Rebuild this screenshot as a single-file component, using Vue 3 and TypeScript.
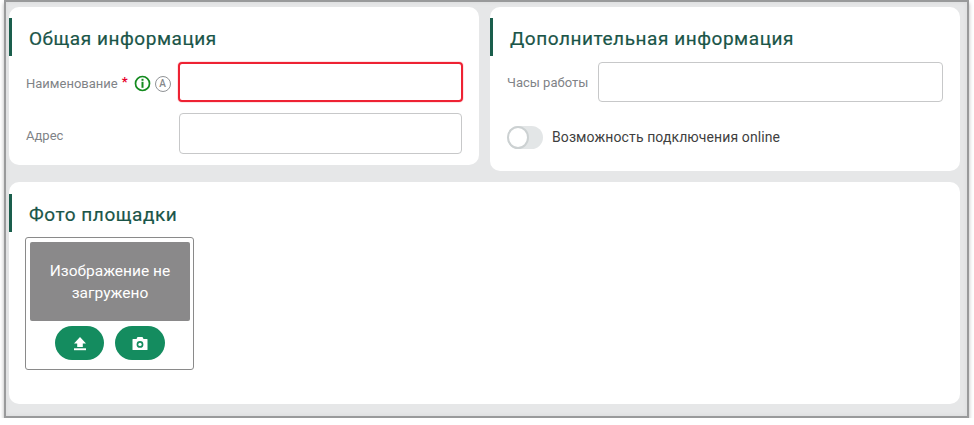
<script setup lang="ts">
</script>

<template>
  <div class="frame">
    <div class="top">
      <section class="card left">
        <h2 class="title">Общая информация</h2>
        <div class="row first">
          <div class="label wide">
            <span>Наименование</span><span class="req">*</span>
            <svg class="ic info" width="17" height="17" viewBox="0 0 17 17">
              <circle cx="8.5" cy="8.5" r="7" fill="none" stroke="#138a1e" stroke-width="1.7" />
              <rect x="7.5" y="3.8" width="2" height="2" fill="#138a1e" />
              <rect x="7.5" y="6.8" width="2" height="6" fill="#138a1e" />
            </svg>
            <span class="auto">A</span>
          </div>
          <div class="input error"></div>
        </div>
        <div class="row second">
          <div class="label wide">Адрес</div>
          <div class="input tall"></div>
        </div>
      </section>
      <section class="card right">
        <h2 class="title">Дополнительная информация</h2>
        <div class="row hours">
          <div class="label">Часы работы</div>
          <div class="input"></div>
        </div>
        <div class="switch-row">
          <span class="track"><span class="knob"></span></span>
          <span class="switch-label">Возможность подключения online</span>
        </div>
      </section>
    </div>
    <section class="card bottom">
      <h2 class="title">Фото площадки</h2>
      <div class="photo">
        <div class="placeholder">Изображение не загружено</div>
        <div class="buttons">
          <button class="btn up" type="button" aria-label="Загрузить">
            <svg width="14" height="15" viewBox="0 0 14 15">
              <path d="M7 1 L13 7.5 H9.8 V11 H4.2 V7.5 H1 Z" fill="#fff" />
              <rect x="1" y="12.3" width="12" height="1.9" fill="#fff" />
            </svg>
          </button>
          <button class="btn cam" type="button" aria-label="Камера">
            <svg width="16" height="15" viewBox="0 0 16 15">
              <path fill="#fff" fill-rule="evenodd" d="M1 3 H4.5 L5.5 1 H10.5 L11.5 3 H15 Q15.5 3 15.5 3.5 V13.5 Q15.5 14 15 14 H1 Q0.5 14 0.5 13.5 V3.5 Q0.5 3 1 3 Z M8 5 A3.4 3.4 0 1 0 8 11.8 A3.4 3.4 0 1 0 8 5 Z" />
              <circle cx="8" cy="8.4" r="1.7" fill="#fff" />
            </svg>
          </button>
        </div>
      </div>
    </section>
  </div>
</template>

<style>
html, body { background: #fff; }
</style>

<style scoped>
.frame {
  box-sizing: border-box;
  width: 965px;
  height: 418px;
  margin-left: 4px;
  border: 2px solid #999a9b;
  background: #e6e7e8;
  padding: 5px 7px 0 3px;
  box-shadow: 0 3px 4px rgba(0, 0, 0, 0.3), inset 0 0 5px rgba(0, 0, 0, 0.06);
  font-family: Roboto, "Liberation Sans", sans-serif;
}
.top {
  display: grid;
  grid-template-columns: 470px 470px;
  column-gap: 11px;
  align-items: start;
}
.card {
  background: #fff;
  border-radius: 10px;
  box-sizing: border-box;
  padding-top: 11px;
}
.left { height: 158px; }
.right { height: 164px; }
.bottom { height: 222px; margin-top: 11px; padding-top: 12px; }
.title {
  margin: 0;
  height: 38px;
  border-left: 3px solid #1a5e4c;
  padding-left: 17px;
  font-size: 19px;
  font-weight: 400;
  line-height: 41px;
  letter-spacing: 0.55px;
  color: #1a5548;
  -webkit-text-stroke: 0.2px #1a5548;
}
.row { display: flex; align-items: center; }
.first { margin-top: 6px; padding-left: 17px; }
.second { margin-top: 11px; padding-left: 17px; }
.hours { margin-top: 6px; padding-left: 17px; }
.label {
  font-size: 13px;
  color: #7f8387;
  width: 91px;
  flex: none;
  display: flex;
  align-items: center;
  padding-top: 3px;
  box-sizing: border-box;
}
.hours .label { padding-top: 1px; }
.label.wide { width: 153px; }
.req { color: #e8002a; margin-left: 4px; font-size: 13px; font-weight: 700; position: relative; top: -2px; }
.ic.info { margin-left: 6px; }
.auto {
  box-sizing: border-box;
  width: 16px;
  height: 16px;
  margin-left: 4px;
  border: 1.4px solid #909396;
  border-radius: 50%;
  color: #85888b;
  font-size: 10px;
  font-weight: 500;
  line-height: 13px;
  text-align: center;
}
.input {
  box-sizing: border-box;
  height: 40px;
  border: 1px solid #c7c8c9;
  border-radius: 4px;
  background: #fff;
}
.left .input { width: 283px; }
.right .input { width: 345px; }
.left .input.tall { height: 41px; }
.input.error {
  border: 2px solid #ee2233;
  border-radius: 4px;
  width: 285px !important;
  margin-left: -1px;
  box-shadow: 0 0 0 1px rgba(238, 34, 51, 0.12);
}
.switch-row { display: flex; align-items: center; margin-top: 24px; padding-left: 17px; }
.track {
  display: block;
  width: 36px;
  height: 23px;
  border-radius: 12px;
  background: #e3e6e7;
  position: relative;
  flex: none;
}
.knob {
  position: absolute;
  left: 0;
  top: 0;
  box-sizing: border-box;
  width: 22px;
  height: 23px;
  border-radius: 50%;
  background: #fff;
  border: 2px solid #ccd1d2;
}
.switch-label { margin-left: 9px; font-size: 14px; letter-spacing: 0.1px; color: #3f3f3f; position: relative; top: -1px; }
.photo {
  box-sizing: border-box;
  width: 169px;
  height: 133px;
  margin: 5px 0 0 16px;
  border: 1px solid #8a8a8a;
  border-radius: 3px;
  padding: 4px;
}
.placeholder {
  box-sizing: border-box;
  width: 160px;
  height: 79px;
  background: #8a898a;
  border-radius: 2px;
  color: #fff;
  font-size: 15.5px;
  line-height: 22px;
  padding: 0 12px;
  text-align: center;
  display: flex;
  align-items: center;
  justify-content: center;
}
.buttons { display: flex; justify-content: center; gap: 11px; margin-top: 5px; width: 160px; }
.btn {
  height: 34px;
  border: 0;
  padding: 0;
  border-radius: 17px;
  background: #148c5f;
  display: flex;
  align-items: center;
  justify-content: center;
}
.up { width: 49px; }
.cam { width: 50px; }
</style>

● **Job**
Drop the images and repeat the data exactly.

● **Result of this exercise**
Rebuild this screenshot as a single-file component, using Vue 3 and TypeScript.
<script setup lang="ts">
</script>

<template>
  <div class="frame">
    <div class="top">
      <section class="card left">
        <h2 class="title">Общая информация</h2>
        <div class="row first">
          <div class="label wide">
            <span>Наименование</span><span class="req">*</span>
            <svg class="ic info" width="17" height="17" viewBox="0 0 17 17">
              <circle cx="8.5" cy="8.5" r="7" fill="none" stroke="#138a1e" stroke-width="1.7" />
              <rect x="7.5" y="3.8" width="2" height="2" fill="#138a1e" />
              <rect x="7.5" y="6.8" width="2" height="6" fill="#138a1e" />
            </svg>
            <span class="auto">A</span>
          </div>
          <div class="input error"></div>
        </div>
        <div class="row second">
          <div class="label wide">Адрес</div>
          <div class="input tall"></div>
        </div>
      </section>
      <section class="card right">
        <h2 class="title">Дополнительная информация</h2>
        <div class="row hours">
          <div class="label">Часы работы</div>
          <div class="input"></div>
        </div>
        <div class="switch-row">
          <span class="track"><span class="knob"></span></span>
          <span class="switch-label">Возможность подключения online</span>
        </div>
      </section>
    </div>
    <section class="card bottom">
      <h2 class="title">Фото площадки</h2>
      <div class="photo">
        <div class="placeholder">Изображение не загружено</div>
        <div class="buttons">
          <button class="btn up" type="button" aria-label="Загрузить">
            <svg width="14" height="15" viewBox="0 0 14 15">
              <path d="M7 1 L13 7.5 H9.8 V11 H4.2 V7.5 H1 Z" fill="#fff" />
              <rect x="1" y="12.3" width="12" height="1.9" fill="#fff" />
            </svg>
          </button>
          <button class="btn cam" type="button" aria-label="Камера">
            <svg width="16" height="15" viewBox="0 0 16 15">
              <path fill="#fff" fill-rule="evenodd" d="M1 3 H4.5 L5.5 1 H10.5 L11.5 3 H15 Q15.5 3 15.5 3.5 V13.5 Q15.5 14 15 14 H1 Q0.5 14 0.5 13.5 V3.5 Q0.5 3 1 3 Z M8 5 A3.4 3.4 0 1 0 8 11.8 A3.4 3.4 0 1 0 8 5 Z" />
              <circle cx="8" cy="8.4" r="1.7" fill="#fff" />
            </svg>
          </button>
        </div>
      </div>
    </section>
  </div>
</template>

<style>
html, body { background: #fff; }
</style>

<style scoped>
.frame {
  box-sizing: border-box;
  width: 965px;
  height: 418px;
  margin-left: 4px;
  border: 2px solid #999a9b;
  background: #e6e7e8;
  padding: 5px 7px 0 3px;
  box-shadow: 0 3px 4px rgba(0, 0, 0, 0.3), inset 0 0 5px rgba(0, 0, 0, 0.06);
  font-family: Roboto, "Liberation Sans", sans-serif;
}
.top {
  display: grid;
  grid-template-columns: 470px 470px;
  column-gap: 11px;
  align-items: start;
}
.card {
  background: #fff;
  border-radius: 10px;
  box-sizing: border-box;
  padding-top: 11px;
}
.left { height: 158px; }
.right { height: 164px; }
.bottom { height: 222px; margin-top: 11px; padding-top: 12px; }
.title {
  margin: 0;
  height: 38px;
  border-left: 3px solid #1a5e4c;
  padding-left: 17px;
  font-size: 19px;
  font-weight: 400;
  line-height: 41px;
  letter-spacing: 0.55px;
  color: #1a5548;
  -webkit-text-stroke: 0.2px #1a5548;
}
.row { display: flex; align-items: center; }
.first { margin-top: 6px; padding-left: 17px; }
.second { margin-top: 11px; padding-left: 17px; }
.hours { margin-top: 6px; padding-left: 17px; }
.label {
  font-size: 13px;
  color: #7f8387;
  width: 91px;
  flex: none;
  display: flex;
  align-items: center;
  padding-top: 3px;
  box-sizing: border-box;
}
.hours .label { padding-top: 1px; }
.label.wide { width: 153px; }
.req { color: #e8002a; margin-left: 4px; font-size: 13px; font-weight: 700; position: relative; top: -2px; }
.ic.info { margin-left: 6px; }
.auto {
  box-sizing: border-box;
  width: 16px;
  height: 16px;
  margin-left: 4px;
  border: 1.4px solid #909396;
  border-radius: 50%;
  color: #85888b;
  font-size: 10px;
  font-weight: 500;
  line-height: 13px;
  text-align: center;
}
.input {
  box-sizing: border-box;
  height: 40px;
  border: 1px solid #c7c8c9;
  border-radius: 4px;
  background: #fff;
}
.left .input { width: 283px; }
.right .input { width: 345px; }
.left .input.tall { height: 41px; }
.input.error {
  border: 2px solid #ee2233;
  border-radius: 4px;
  width: 285px !important;
  margin-left: -1px;
  box-shadow: 0 0 0 1px rgba(238, 34, 51, 0.12);
}
.switch-row { display: flex; align-items: center; margin-top: 24px; padding-left: 17px; }
.track {
  display: block;
  width: 36px;
  height: 23px;
  border-radius: 12px;
  background: #e3e6e7;
  position: relative;
  flex: none;
}
.knob {
  position: absolute;
  left: 0;
  top: 0;
  box-sizing: border-box;
  width: 22px;
  height: 23px;
  border-radius: 50%;
  background: #fff;
  border: 2px solid #ccd1d2;
}
.switch-label { margin-left: 9px; font-size: 14px; letter-spacing: 0.1px; color: #3f3f3f; position: relative; top: -1px; }
.photo {
  box-sizing: border-box;
  width: 169px;
  height: 133px;
  margin: 5px 0 0 16px;
  border: 1px solid #8a8a8a;
  border-radius: 3px;
  padding: 4px;
}
.placeholder {
  box-sizing: border-box;
  width: 160px;
  height: 79px;
  background: #8a898a;
  border-radius: 2px;
  color: #fff;
  font-size: 15.5px;
  line-height: 22px;
  padding: 0 12px;
  text-align: center;
  display: flex;
  align-items: center;
  justify-content: center;
}
.buttons { display: flex; justify-content: center; gap: 11px; margin-top: 5px; width: 160px; }
.btn {
  height: 34px;
  border: 0;
  padding: 0;
  border-radius: 17px;
  background: #148c5f;
  display: flex;
  align-items: center;
  justify-content: center;
}
.up { width: 49px; }
.cam { width: 50px; }
</style>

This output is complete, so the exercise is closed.